Top Film Composers Working Today: Part 1
Film music is an art form that rarely gets the respect it deserves. Many people can leave a theater and hardly even remember the score let alone recognize it when it plays during the movie. Most people probably just tune it out, their brain registering the sound as background music and nothing more. But film geeks understand how important it is to marry picture and sound together. Imagine Star Wars without it's iconic sweeping horns or Batman without Hans Zimmer's brooding strings. It brings life to pictures. If the script is the soul of the movie, the score has to be the heart, beating along to keep our attention engaged and our emotions in check.
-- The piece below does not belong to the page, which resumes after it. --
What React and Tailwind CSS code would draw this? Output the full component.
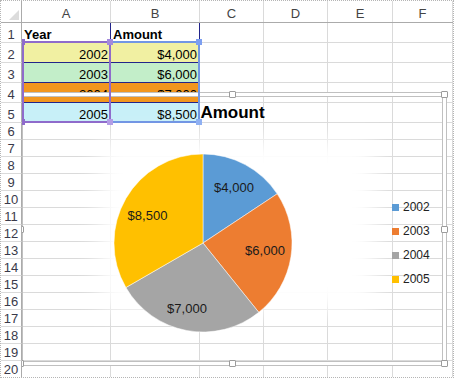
import React from 'react';

const LETTERS = ['A', 'B', 'C', 'D', 'E', 'F'];
const WIDTHS = ['w-[89px]', 'w-[89px]', 'w-[64px]', 'w-[64px]', 'w-[65px]', 'flex-1'];

const DATA = {
  1: { bg: '', cells: ['Year', 'Amount'], bold: true },
  2: { bg: 'bg-[#f1f0a2]', cells: ['2002', '$4,000'] },
  3: { bg: 'bg-[#c3eec9]', cells: ['2003', '$6,000'] },
  4: { bg: 'bg-[#f2961e]', cells: ['2004', '$7,000'] },
  5: { bg: 'bg-[#c8f0f8]', cells: ['2005', '$8,500'] },
};

const SLICES = [
  { year: '2002', color: '#5b9bd5', d: 'M95 95 L95 6 A89 89 0 0 1 169.19 45.84 Z', label: '$4,000', lx: 126, ly: 43.7 },
  { year: '2003', color: '#ed7d31', d: 'M95 95 L169.19 45.84 A89 89 0 0 1 150.78 164.35 Z', label: '$6,000', lx: 157, ly: 107 },
  { year: '2004', color: '#a5a5a5', d: 'M95 95 L150.78 164.35 A89 89 0 0 1 17.92 139.5 Z', label: '$7,000', lx: 79, ly: 164.7 },
  { year: '2005', color: '#ffc000', d: 'M95 95 L17.92 139.5 A89 89 0 0 1 95 6 Z', label: '$8,500', lx: 39.5, ly: 71.7 },
];

const Cell = ({ row, col }) => {
  const tall = row <= 5;
  const info = DATA[row];
  const text = info && col < 2 ? info.cells[col] : '';
  const navyR = row === 1 && col < 2;
  const navyB = row >= 2 && row <= 4 && col < 2;
  const isNum = row >= 2 && row <= 5;

  return (
    <div
      className={`${WIDTHS[col]} ${tall ? 'h-[20px]' : 'h-[17px]'} shrink-0 border-r border-b ${
        navyR ? 'border-r-[#22248a]' : 'border-r-[#dadada]'
      } ${navyB ? 'border-b-[#22248a]' : 'border-b-[#dadada]'} ${info && col < 2 ? info.bg : ''} flex items-end ${
        isNum ? 'justify-end' : 'justify-start'
      } px-[2px] pb-[1px] text-[13px] leading-[13px] text-black whitespace-nowrap overflow-hidden ${
        info && info.bold ? 'font-bold' : ''
      }`}
    >
      {/* row 4 sits under the chart's frame, only the top of its text shows */}
      <span className={row === 4 ? '[clip-path:inset(0_0_8px_0)]' : ''}>{text}</span>
    </div>
  );
};

const Handle = () => <div className="w-[7px] h-[7px] bg-white border border-[#9c9c9c] rounded-[1px]" />;

const Chart = () => (
  <div className="absolute left-[-4px] top-[69px] w-[429px] h-[274px] border border-[#c0c0c0]">
    <div className="h-full border-[3px] border-white">
      <div className="relative h-full border border-[#c0c0c0] flex flex-col">
        {/* soft white plot backdrop */}
        <div className="absolute left-[77px] top-[43px] w-[275px] h-[170px] bg-white blur-[12px]" />
        <div className="relative text-center text-[17px] font-bold leading-[18px] pt-[7px] text-black">Amount</div>
        <div className="relative flex items-center mt-[26px]">
          <svg width="190" height="190" viewBox="0 0 190 190" className="ml-[85px] shrink-0">
            {SLICES.map((s) => (
              <path key={s.year} d={s.d} fill={s.color} stroke="#ffffff" strokeWidth="0.5" />
            ))}
            {SLICES.map((s) => (
              <text
                key={s.label}
                x={s.lx}
                y={s.ly}
                textAnchor="middle"
                fontSize="13"
                fontFamily="'Liberation Sans', Arial, sans-serif"
                fill="#1a1a1a"
              >
                {s.label}
              </text>
            ))}
          </svg>
          <div className="ml-[94px] flex flex-col">
            {SLICES.map((s) => (
              <div key={s.year} className="flex items-center h-[24px]">
                <span className="w-[7px] h-[7px]" style={{ backgroundColor: s.color }} />
                <span className="ml-[4px] text-[12px] leading-[14px] text-[#222]">{s.year}</span>
              </div>
            ))}
          </div>
        </div>
      </div>
    </div>
    {/* resize handles */}
    <div className="absolute inset-[-2px] flex flex-col justify-between">
      <div className="flex justify-between">
        <Handle />
        <Handle />
        <Handle />
      </div>
      <div className="flex justify-between">
        <Handle />
        <Handle />
      </div>
      <div className="flex justify-between">
        <Handle />
        <Handle />
        <Handle />
      </div>
    </div>
  </div>
);

const Selection = ({ className, lineColor, handles }) => (
  <div className={`absolute top-[18px] h-[82px] border-2 ${lineColor} ${className}`}>
    <div className="absolute left-[-5px] top-[-4px] right-[-4px] bottom-[-4px] flex flex-col justify-between">
      <div className="flex justify-between">
        <span className={`w-[6px] h-[6px] ${handles[0]}`} />
        <span className={`w-[6px] h-[6px] ${handles[1]}`} />
      </div>
      <div className="flex justify-between">
        <span className={`w-[6px] h-[6px] ${handles[2]}`} />
        <span className={`w-[6px] h-[6px] ${handles[3]}`} />
      </div>
    </div>
  </div>
);

export default function App() {
  const rows = Array.from({ length: 20 }, (_, i) => i + 1);

  return (
    <div className="w-[454px] h-[380px] bg-white font-['Liberation_Sans',Arial,sans-serif]">
      <div className="relative w-[454px] h-[378px] border border-dotted border-[#b5b5b5] overflow-hidden">
        {/* column headers */}
        <div className="flex h-[22px] border-b border-b-[#ababab]">
          <div className="w-[21px] shrink-0 border-r border-r-[#ababab]">
            <svg width="20" height="21" viewBox="0 0 20 21">
              <polygon points="18,9 18,19 8,19" fill="#dcdcdc" />
            </svg>
          </div>
          {LETTERS.map((l, i) => (
            <div
              key={l}
              className={`${WIDTHS[i]} shrink-0 border-r border-r-[#dadada] flex items-end justify-center pb-[2px] text-[13px] leading-[13px] text-[#444]`}
            >
              {l}
            </div>
          ))}
        </div>

        {/* rows */}
        {rows.map((r) => (
          <div key={r} className="flex">
            <div
              className={`w-[21px] ${r <= 5 ? 'h-[20px]' : 'h-[17px]'} shrink-0 border-r border-r-[#ababab] border-b border-b-[#dadada] flex items-end justify-center pb-[1px] text-[13px] leading-[13px] text-[#3a3a4a]`}
            >
              {r}
            </div>
            {LETTERS.map((l, c) => (
              <Cell key={l} row={r} col={c} />
            ))}
          </div>
        ))}

        {/* overlays: chart object and selected ranges */}
        <div className="absolute left-[21px] top-[22px] right-0 bottom-0 overflow-hidden">
          <Chart />
          <Selection
            className="left-[87px] w-[91px]"
            lineColor="border-[#7296e4]"
            handles={['invisible', 'bg-[#7d9ff0]', 'invisible', 'bg-[#8fb0f2]']}
          />
          <Selection
            className="left-0 w-[89px]"
            lineColor="border-[#8f6bcb]"
            handles={['bg-[#8f6bcb]', 'bg-[#a389dc]', 'bg-[#8f6bcb]', 'bg-[#b39de6]']}
          />
        </div>
      </div>
    </div>
  );
}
Here are my top composers working today that breath fresh life into those flicks and always continue to tickle our ears with majestic musical fanfare.
Michael Giacchino
Selected Tracks:
Letting Go - Super 8
Married Life - Up
John Carter Of Mars - John Carter
Special Order - Rataouille
Quite possibly the most lucky composer working today because of his working relationship with Pixar (I'm a Pixar fanatic) Michael Giacchino has quickly risen to become one of the most well known composers in film. A sort of successor to John Williams, Giacchino is all about big fanfare orchestral production. Whether it's the loud bombastic score of the Star Trek films or the melodic tunes of Ratatouille, Giacchino knows how to keep his scores fresh and in tune to what the theme of the story represents. While his live action film scores are more than generic, it's in animation that it feels like he really gets to cut loose and flex his musical dexterity. Up & Inside Out with it's childish themes or The Incredibles with it's homage to classic spy movies, every collaboration with Pixar brings something inventive and creative. Let's hope this continues with The Incredibles 2 and beyond.
Hans Zimmer
Selected Tracks:
Mountains - Interstellar
A Small Measure of Peace - The Last Samurai
The Greatest Woman On Earth - As Good As It Gets
Watch The World Burn - The Dark Knight
Duh. This was a given. Hans Zimmer is probably the most popular film composer of our times scoring popular major pictures such as The Dark Knight, The Lion King, Inception, Blade Runner 2049, Gladiator, Dunkirk, and the masterful animation flick BOSS BABY. Even if you don't know his name, you will instantly recognize his iconic themes. What's great about Hans Zimmer is he ditches the sort of ADHD style of John Williams where the score changes every second and sometimes let's repetition do the work in pieces like Watch The World Burn or Mountains. There isn't horns blasting you in the ear drum but actual melodic tunes you can hum with most of his work. Not afraid of fusing electronic and orchestra together and even sampling real world sounds like an actual train for The Lone Ranger, it's no wonder every time a Hans Zimmer score comes out the world listens.
Johann Johannsson
Selected Tracks:
Selected Tracks:
Rowing - The Theory Of Everything
Desert Music - Sicario
Through Falling Snow - Prisoners
Cambridge 1963 - The Theory Of Everything
Johann is somewhat new to blockbuster film scoring but he is instantly becoming one of the most sought after. His music reminds me of Japanese composers such as Joe Hisaishi & Yoko Shimomura and how fantastical their music sounds. Japanese composers are masters at creating music at home in a fantasy world with colorful strings and warm melodies and while Johann's music can grow very dark, it feels almost as loose and majestic as those from the east. Mozart wrote about creating "natural music" which means "unexaggerated sound, clear structures and simple melodic lines" and Johann's music feels like it encapsulates that definition. It isn't heavy, filled with sounds crashing into each other. Most tracks are able to breathe, falling onto the moving pictures with ease. Like falling snow.
Steven Price
Shenzou - Gravity
Emma - Fury
Gravity - Gravity
You Die We Die - Suicide Squad
Steven Price exploded onto the scene with Gravity: a creative bombastic score that combined itself into the story in fascinating ways using the music as actual sound effects in the movie. Pretty clever. And since then Price has constantly shelved out great music whether it was the furious score of...Fury or the explosive rhythm of Suicide Squad. Price has gotten so much acclaim so quick and it hard to deny why. The dude is talented as fuck. While most generic film composers chuck out generic memorable scores, Price continues to elevate the art form to new heights. One listen to Shenzou and it's no wonder that coveted Best Score Oscar was all his.